2023 Fiscal Year Annual Research Report
高強度テラヘルツ波による遷移金属ダイカルコゲナイドの秩序変数操作と動的電子相制御
Project/Area Number |
21K13860
|
Research Institution | The University of Tokyo |
Principal Investigator |
吉川 尚孝 東京大学, 大学院理学系研究科(理学部), 助教 (20819669)
|
Project Period (FY) |
2021-04-01 – 2024-03-31
|
Keywords | テラヘルツ波 / 光誘起相転移 / 遷移金属ダイカルコゲナイド / 非平衡状態 |
Outline of Annual Research Achievements |
強い電子格子相互作用に起因して生じる電荷密度波(CDW)物質では、光パルスにより非断熱的に電子系を励起した際に、CDW形成に関わる格子系の選択的な熱化が過渡的に生じ、電子格子全系の温度上昇では記述できない高効率なCDW融解を伴う非平衡状態が現れる。

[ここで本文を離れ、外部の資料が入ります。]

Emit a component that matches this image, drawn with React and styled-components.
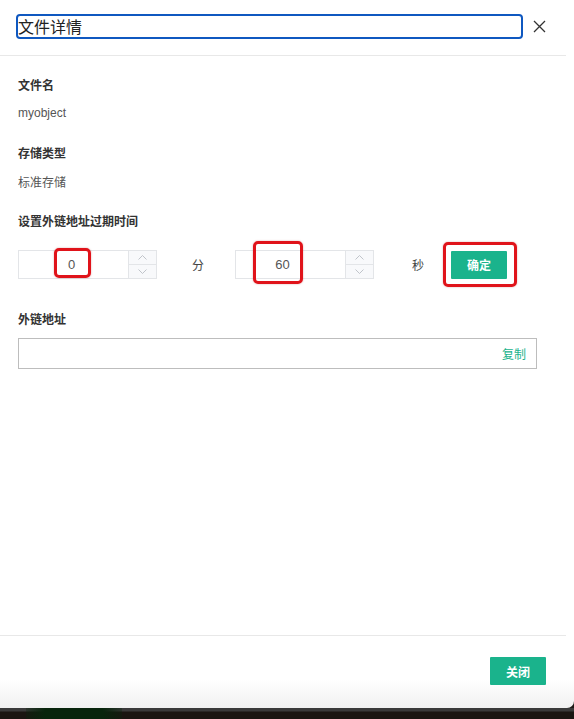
import React from 'react';
import styled, {createGlobalStyle} from 'styled-components';

// ========== Global ========== //
const GlobalStyle = createGlobalStyle`
	html, body {
		margin: 0;
		padding: 0;
		background-color: #1d1a16;
	}
	* {
		box-sizing: border-box;
	}
	body {
		font-family: "Liberation Sans", "Noto Sans CJK SC", sans-serif;
		color: #333;
	}
`;

// ========== Styled Components ========== //
const Page = styled.div`
	width: 574px;
	height: 719px;
	display: flex;
	flex-direction: column;
	overflow: hidden;
`;

const Modal = styled.div`
	width: 574px;
	height: 708px;
	background-color: white;
	border-radius: 0 0 7px 0;
	display: flex;
	flex-direction: column;
	padding-right: 8px;
	background-image: linear-gradient(to bottom, #fff 0, #fff 680px, #f1f1f1 708px);
`;

const Desktop = styled.div`
	flex: 1;
	background: linear-gradient(to bottom, #3a3a3a 0, #3a3a3a 3px, #1a1511 4px);
	display: flex;
	padding-left: 26px;
`;

const DesktopGlow = styled.div`
	width: 96px;
	height: 100%;
	background: linear-gradient(to right, rgba(8, 37, 12, 0.3), #08250c 20%, #08250c 80%, rgba(8, 37, 12, 0.3));
`;

const Header = styled.header`
	height: 56px;
	display: flex;
	align-items: flex-start;
	padding: 14px 0 0 16px;
	border-bottom: 1px solid #e8e8e8;
`;

const TitleInput = styled.input`
	width: 507px;
	height: 25px;
	margin: 0;
	padding: 0 0 1px 0;
	border: 2px solid #0f58c0;
	border-radius: 4px;
	outline: none;
	font-family: "Noto Sans CJK SC", sans-serif;
	font-size: 16px;
	color: #222;
	background: white;
`;

const CloseButton = styled.button`
	margin: 5px 0 0 9px;
	width: 14px;
	height: 14px;
	padding: 0;
	border: none;
	background: transparent;
	display: flex;
	align-items: center;
	justify-content: center;
	cursor: pointer;
`;

const Body = styled.section`
	flex: 1;
	padding: 20px 0 0 18px;
`;

const FieldLabel = styled.h4`
	margin: ${props => props.$top || 0}px 0 0 0;
	font-family: "Noto Sans CJK SC", sans-serif;
	font-size: 12px;
	line-height: 18px;
	font-weight: 700;
	color: #333;
`;

const FieldValue = styled.p`
	margin: ${props => props.$top || 10}px 0 0 0;
	font-family: "Liberation Sans", "Noto Sans CJK SC", sans-serif;
	font-size: 12px;
	line-height: 18px;
	color: #555;
`;

const ExpireRow = styled.div`
	margin-top: 20px;
	display: flex;
	align-items: center;
	height: 29px;
`;

const NumberBox = styled.div`
	position: relative;
	width: 139px;
	height: 29px;
	display: flex;
	border: 1px solid #e3e5e8;
	background-color: white;
`;

const NumberText = styled.div`
	flex: 1;
	display: flex;
	align-items: center;
	justify-content: center;
	padding-right: ${props => props.$pad || 0}px;
	font-family: "Liberation Sans", sans-serif;
	font-size: 13px;
	color: #555;
`;

const Spinner = styled.div`
	width: 28px;
	display: flex;
	flex-direction: column;
	border-left: 1px solid #e3e5e8;
	background-color: #f8f9fb;
`;

const SpinButton = styled.div`
	flex: 1;
	display: flex;
	align-items: center;
	justify-content: center;
	border-top: ${props => props.$down ? '1px solid #e3e5e8' : 'none'};
`;

const Unit = styled.span`
	margin: 0 ${props => props.$right}px 0 ${props => props.$left}px;
	font-family: "Noto Sans CJK SC", sans-serif;
	font-size: 12px;
	color: #444;
	white-space: nowrap;
`;

const ConfirmWrap = styled.div`
	position: relative;
`;

const PrimaryButton = styled.button`
	width: 56px;
	height: 28px;
	padding: 0;
	border: none;
	border-radius: 1px;
	background-color: #1ab38c;
	color: white;
	font-family: "Noto Sans CJK SC", sans-serif;
	font-size: 12px;
	font-weight: 700;
	cursor: pointer;
`;

const Mark = styled.span`
	position: absolute;
	left: ${props => props.$x}px;
	top: ${props => props.$y}px;
	width: ${props => props.$w}px;
	height: ${props => props.$h}px;
	border: 3px solid #e0131a;
	border-radius: 5px;
	box-shadow: 0 0 2px rgba(150, 0, 0, 0.35);
	pointer-events: none;
`;

const LinkBox = styled.div`
	margin-top: 10px;
	width: 519px;
	height: 31px;
	border: 1px solid #bdbdbd;
	display: flex;
	align-items: center;
	justify-content: flex-end;
	padding-right: 10px;
`;

const CopyLink = styled.a`
	font-family: "Noto Sans CJK SC", sans-serif;
	font-size: 12px;
	color: #1ab38c;
	cursor: pointer;
`;

const Footer = styled.footer`
	height: 73px;
	border-top: 1px solid #e8e8e8;
	display: flex;
	justify-content: flex-end;
	align-items: flex-start;
	padding: 21px 20px 0 0;
`;

// ========== Icons ========== //
const CloseIcon = () => (
	<svg width="13" height="13" viewBox="0 0 13 13">
		<path d="M1 1 L12 12 M12 1 L1 12" stroke="#333" strokeWidth="1.3" fill="none"/>
	</svg>
);

const Chevron = ({down}) => (
	<svg width="9" height="5" viewBox="0 0 9 5">
		<path d={down ? "M0.5 0.5 L4.5 4.5 L8.5 0.5" : "M0.5 4.5 L4.5 0.5 L8.5 4.5"} stroke="#b9bdc4" strokeWidth="0.9" fill="none"/>
	</svg>
);

const NumberInput = ({value, pad, mark}) => (
	<NumberBox>
		<NumberText $pad={pad}>{value}</NumberText>
		<Spinner>
			<SpinButton><Chevron/></SpinButton>
			<SpinButton $down><Chevron down/></SpinButton>
		</Spinner>
		{mark}
	</NumberBox>
);

// ========== React Function Component ========== //
const App = () => {
	return (
		<Page>
			<GlobalStyle/>
			<Modal>
				<Header>
					<TitleInput value="文件详情" readOnly/>
					<CloseButton><CloseIcon/></CloseButton>
				</Header>

				<Body>
					<FieldLabel>文件名</FieldLabel>
					<FieldValue>myobject</FieldValue>

					<FieldLabel $top={22}>存储类型</FieldLabel>
					<FieldValue $top={12}>标准存储</FieldValue>

					<FieldLabel $top={20}>设置外链地址过期时间</FieldLabel>
					<ExpireRow>
						<NumberInput value="0" pad={4} mark={<Mark $x={35} $y={-3} $w={37} $h={30}/>}/>
						<Unit $left={35} $right={31}>分</Unit>
						<NumberInput value="60" pad={16} mark={<Mark $x={17} $y={-10} $w={50} $h={43}/>}/>
						<Unit $left={38} $right={27}>秒</Unit>
						<ConfirmWrap>
							<PrimaryButton>确定</PrimaryButton>
							<Mark $x={-8} $y={-9} $w={74} $h={45}/>
						</ConfirmWrap>
					</ExpireRow>

					<FieldLabel $top={31}>外链地址</FieldLabel>
					<LinkBox>
						<CopyLink>复制</CopyLink>
					</LinkBox>
				</Body>

				<Footer>
					<PrimaryButton>关闭</PrimaryButton>
				</Footer>
			</Modal>
			<Desktop>
				<DesktopGlow/>
			</Desktop>
		</Page>
	);
}

export default App;
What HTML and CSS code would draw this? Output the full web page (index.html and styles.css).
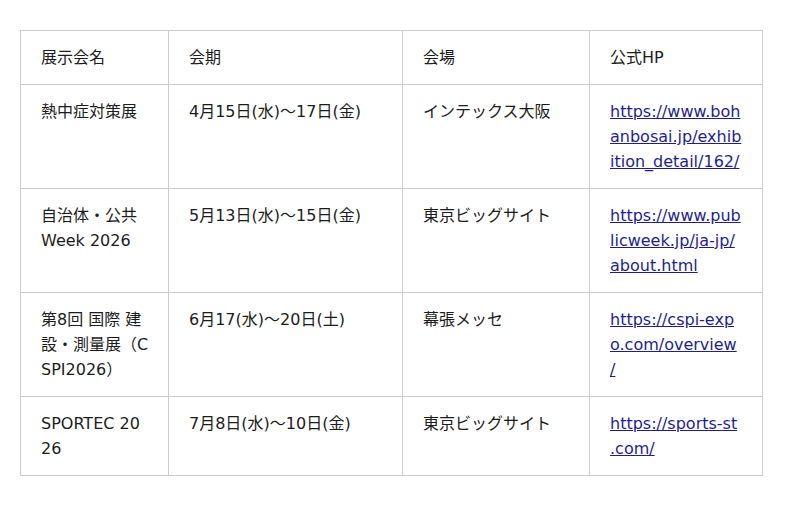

我々は、昨年度までの研究で、遷移金属ダイカルコゲナイド薄膜におけるテラヘルツ(THz)波励起による非熱的な電荷密度波(CDW)融解現象を見出した。CDW融解の機構には、THz波による集団励起モードの共鳴励起に由来する格子駆動の機構と、低エネルギーの部分系に効率的にエネルギーが注入される機構が考えられるが、ダブルTHz波パルス励起を用いた実験によってこれらの寄与を調べることで、観測されたCDW融解が主にTHz波パルスによるCDW部分系への選択的エネルギー注入によるものと結論づけた。 今年度は、CDW融解状態の理解のため、格子再構成に伴うフォノン振動の観測と、非熱的CDW融解状態の持続時間をポンププローブ分光法により詳細に調べた。その結果、CDWが融解するような状況下でCDW相では見られない振動を観測した。その固有振動数から、観測されたモードは熱平衡においてはCDW転移温度以上でのみ観測されるソフトフォノンモードであると考えられ、THz波パルスによるエネルギー注入は熱平衡のCDW融解には至らないにもかかわらず格子の再構成を伴うCDW融解が起きていることを支持する結果を得た。また、非熱的状態の寿命は~400 psあることがわかり、準安定的に相転移が生じていることを明らかにした。一連の研究によって、低光子エネルギーのTHz波を用いてCDW系を強励起した際に現れる非熱的CDW融解現象を明らかにした。